Why do so many people still support Rob Ford?

Jaime Weinman considers a puzzling question


Chris Young/CP

Cards on the table: I was never a supporter of Rob Ford, because I’m a member of The Media and The Media is out to get him. However, when the crack allegations came out — at least before his non-specific denials and other shenanigans – I was at first reluctant to believe there wasn’t some other explanation for what was described in the video (because I thought “crack smoking Mayor” sounded almost like someone’s parody of Rob Ford), so I have at one point been unwilling to believe the absolute worst about him. This was, of course, mistaken, but at least that mistake makes me somewhat qualified to explain the thing that puzzles so many people: why do so many people still support Rob Ford, no matter what he says or does?

The first thing I think is important is the overkill factor: Ford gets accused of so many things that at some point his supporters may throw up their hands and not care about any of them. He does sometimes get made fun of for things that are not strictly relevant to his qualifications for the job, like his weight. His admitted drunkenness and drug use are, on the other hand, very relevant to his qualifications, but a supporter might just file them away in the same category as the fat jokes. If you like the man’s policies, or at least you think he opposes bad policies, then anything he does might seem like a distraction being raised by The Media to discredit him.

Second, throwing accusations against the accusers is a tactic that can work, even if you admit the accusers have a point. Doug Ford called for Bill Blair’s resignation the very day Rob Ford admitted Blair was right. It may sound like a screw-up, but in a way, it works by muddying the waters. A supporter might still associate Ford’s confession with the idea that the police are out to get him, or that they’re unlawfully holding back the video, or one of the other accusations that the Fords have thrown around. And that can create the impression that even though Ford confessed, he might have been bullied into it, or that a whole lot is being made out of one isolated incident, or that there is generally some conspiracy to drive him out of office by making him look worse than he is. It doesn’t matter whether it’s true, or even how much of a conspiracy the supporter believes there to be; the point is just that there should be some doubt left open even after Ford has admitted everything. A bizarre trick, really, but it works.

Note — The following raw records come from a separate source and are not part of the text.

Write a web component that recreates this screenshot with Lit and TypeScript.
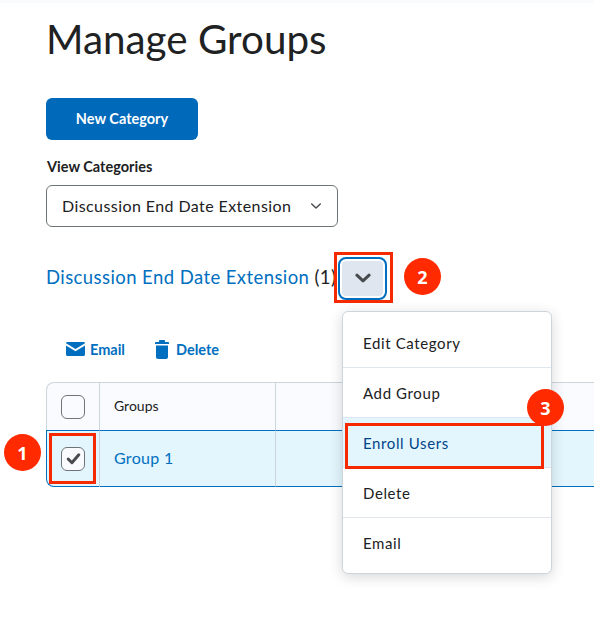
import { LitElement, html, css } from 'lit';
import { customElement } from 'lit/decorators.js';

const chevron = (size: number, width: number) => html`<svg width=${size} height=${size} viewBox="0 0 18 18" fill="none" stroke="currentColor" stroke-width=${width} stroke-linecap="round" stroke-linejoin="round"><path d="M3.5 6.500 9 11.500l5.500-5"/></svg>`;

@customElement('app-root')
export class AppRoot extends LitElement {
  static styles = css`
    :host {
      display: block;
      position: relative;
      width: 594px;
      height: 631px;
      overflow: hidden;
      background: #fff;
      font-family: Lato, "Liberation Sans", sans-serif;
      color: #202122;
    }
    .strip { height: 3px; background: #f9fafb; }
    .page { padding: 13px 0 0 46px; }
    h1 { margin: 0; font-size: 40.4px; line-height: 46px; font-weight: 400; height: 82px; }
    .primary {
      display: flex; align-items: center; justify-content: center;
      width: 152px; height: 42px; padding-bottom: 2px; box-sizing: border-box; border-radius: 6px;
      background: #0069ba; color: #fff; font-size: 14.5px; font-weight: 700;
    }
    .label { margin-top: 18px; padding-left: 1px; font-size: 14.5px; line-height: 18px; font-weight: 700; }
    .select {
      box-sizing: border-box; margin-top: 9px; width: 292px; height: 42px;
      display: flex; align-items: center; justify-content: space-between;
      padding: 0 14px 2px 15px; border: 1px solid #6e7477; border-radius: 6px;
      font-size: 16px; letter-spacing: 0.42px; color: #202122;
    }
    .select svg { color: #494c4e; margin-top: 2px; }
    .heading { display: flex; align-items: center; margin-top: 29px; height: 44px; font-size: 18.5px; letter-spacing: 0.42px; }
    .heading > a, .heading > span { position: relative; top: -1px; }
    .heading a { color: #006fbf; }
    .menu-btn {
      box-sizing: border-box; width: 49px; height: 43px; margin-left: 2px;
      display: flex; align-items: center; justify-content: center;
      background: #dfe6ef; color: #494c4e; border-radius: 8px;
      border: 2px solid #006fbf; box-shadow: inset 0 0 0 2px #fff;
    }
    .toolbar { display: flex; gap: 30px; margin: 37px 0 0 20px; height: 24px; color: #006fbf; font-size: 14.5px; font-weight: 700; }
    .tool { display: flex; align-items: center; gap: 7px; }
    .tool:first-child { gap: 5px; }
    table {
      margin-top: 21px; width: 620px; border-collapse: separate; border-spacing: 0;
      table-layout: fixed; font-size: 14px;
    }
    th, td { padding: 0; text-align: left; vertical-align: middle; font-weight: 400; }
    th {
      height: 47px; background: #f9fbff; border-top: 1px solid #cdd5dc;
      border-right: 1px solid #cdd5dc;
    }
    th:first-child { border-left: 1px solid #cdd5dc; border-top-left-radius: 8px; }
    td {
      height: 55px; background: #e3f6fe; border-top: 1px solid #006fbf;
      border-bottom: 1px solid #006fbf; border-right: 1px solid #cdd5dc;
    }
    td:first-child { border-left: 1px solid #006fbf; border-bottom-left-radius: 8px; }
    .check-col { width: 54px; }
    .name-col { width: 176px; }
    .cell-check { display: flex; justify-content: center; }
    .name { padding: 0 0 2px 14px; }
    .link { padding: 0 0 3px 14px; font-size: 16px; letter-spacing: 0.3px; color: #006fbf; }
    .box {
      box-sizing: border-box; width: 24px; height: 24px; border-radius: 6px;
      border: 1px solid #6e7477; background: #f9fbff;
      display: flex; align-items: center; justify-content: center; color: #494c4e;
    }
    .menu {
      position: absolute; left: 342px; top: 311px; width: 210px;
      box-sizing: border-box; background: #fff; border: 1px solid #cdd5dc; border-radius: 6px;
      box-shadow: 0 3px 14px rgba(0, 0, 0, 0.16); padding: 6px 0 5px;
    }
    .item {
      box-sizing: border-box; height: 50px; display: flex; align-items: center; padding-left: 20px;
      font-size: 15px; letter-spacing: 0.62px; border-bottom: 1px solid #dfe6ef;
    }
    .item:last-child { border-bottom: none; }
    .item.active { background: #e3f6fe; color: #004489; }
    .hl { position: absolute; box-sizing: border-box; border: 3px solid #f52a00; }
    .num {
      position: absolute; width: 37px; height: 37px; border-radius: 50%;
      display: flex; align-items: center; justify-content: center;
      background: #ff2a00; color: #fff; font-size: 18px; font-weight: 700;
      font-family: "Open Sans", "Liberation Sans", sans-serif;
    }
  `;

  render() {
    return html`
      <div class="strip"></div>
      <div class="page">
        <h1>Manage Groups</h1>
        <div class="primary">New Category</div>
        <div class="label">View Categories</div>
        <div class="select">
          <span>Discussion End Date Extension</span>
          ${chevron(14, 1.9)}
        </div>
        <div class="heading">
          <a>Discussion End Date Extension</a><span>&nbsp;(1)</span>
          <div class="menu-btn">${chevron(20, 2.8)}</div>
        </div>
        <div class="toolbar">
          <div class="tool">
            <svg width="19" height="14" viewBox="0 0 19 14" fill="#006fbf"><path d="M1.500 0h16c.8 0 1.500.5 1.500 1.200L9.500 7 0 1.200C0 .5.7 0 1.500 0z"/><path d="M0 3.400l9.500 5.800L19 3.400v9.100c0 .8-.7 1.500-1.500 1.500h-16C.7 14 0 13.300 0 12.500z"/></svg>
            Email
          </div>
          <div class="tool">
            <svg width="14" height="19" viewBox="0 0 14 19" fill="#006fbf"><path d="M5 0h4c.6 0 1 .4 1 1v1h3c.6 0 1 .4 1 1v1H0V3c0-.6.4-1 1-1h3V1c0-.6.4-1 1-1z"/><path d="M1 5.500h12V17c0 1.100-.9 2-2 2H3c-1.100 0-2-.9-2-2z"/></svg>
            Delete
          </div>
        </div>
        <table>
          <colgroup><col class="check-col" /><col class="name-col" /><col /></colgroup>
          <tr>
            <th><div class="cell-check"><div class="box"></div></div></th>
            <th><div class="name">Groups</div></th>
            <th></th>
          </tr>
          <tr>
            <td>
              <div class="cell-check">
                <div class="box">
                  <svg width="17" height="17" viewBox="0 0 16 16" fill="none" stroke="currentColor" stroke-width="2.8" stroke-linecap="round" stroke-linejoin="round"><path d="M3 8.500 6.500 12 13 4.500"/></svg>
                </div>
              </div>
            </td>
            <td><div class="link">Group 1</div></td>
            <td></td>
          </tr>
        </table>
      </div>

      <div class="menu">
        <div class="item">Edit Category</div>
        <div class="item">Add Group</div>
        <div class="item active">Enroll Users</div>
        <div class="item">Delete</div>
        <div class="item">Email</div>
      </div>

      <div class="hl" style="left:49px;top:433px;width:47px;height:51px"></div>
      <div class="hl" style="left:334px;top:252px;width:59px;height:51px"></div>
      <div class="hl" style="left:345px;top:423px;width:199px;height:46px"></div>
      <div class="num" style="left:4px;top:434px">1</div>
      <div class="num" style="left:404px;top:258px">2</div>
      <div class="num" style="left:527px;top:389px">3</div>
    `;
  }
}
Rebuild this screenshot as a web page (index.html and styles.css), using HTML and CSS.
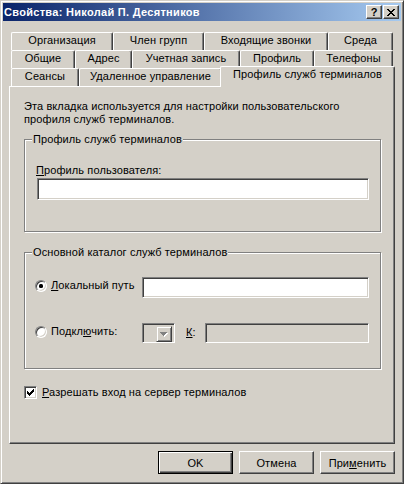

And third, and probably most important, support of a politician is often tribal, and support of Ford is particularly tribal, since he’s made his appeals more on feelings and attitude than specific ideas. It often seems that Ford is popular for the things he opposes or the particular concept he stands for, of the suburbs fighting back against the urbanites, the subways against the streetcars. If this fight is important to you, it stands to reason that the behaviour of a particular politician is less important than whether he supports and opposes the right things. That was Ford’s message in his “I’m not quitting” speech. He was elected to do a job and he will continue to do it, regardless of how loaded he gets, because the cause he stands for is more important than his ability to do anything about it. And that may be true. If Ford’s support is partly about the idea that it’s good to make liberals angry, then nothing can turn off a sizable chunk of his supporters. Well, not nothing. If he did something that made liberals happy, then that would probably lose him more supporters than all the crack and all the alcohol in the world.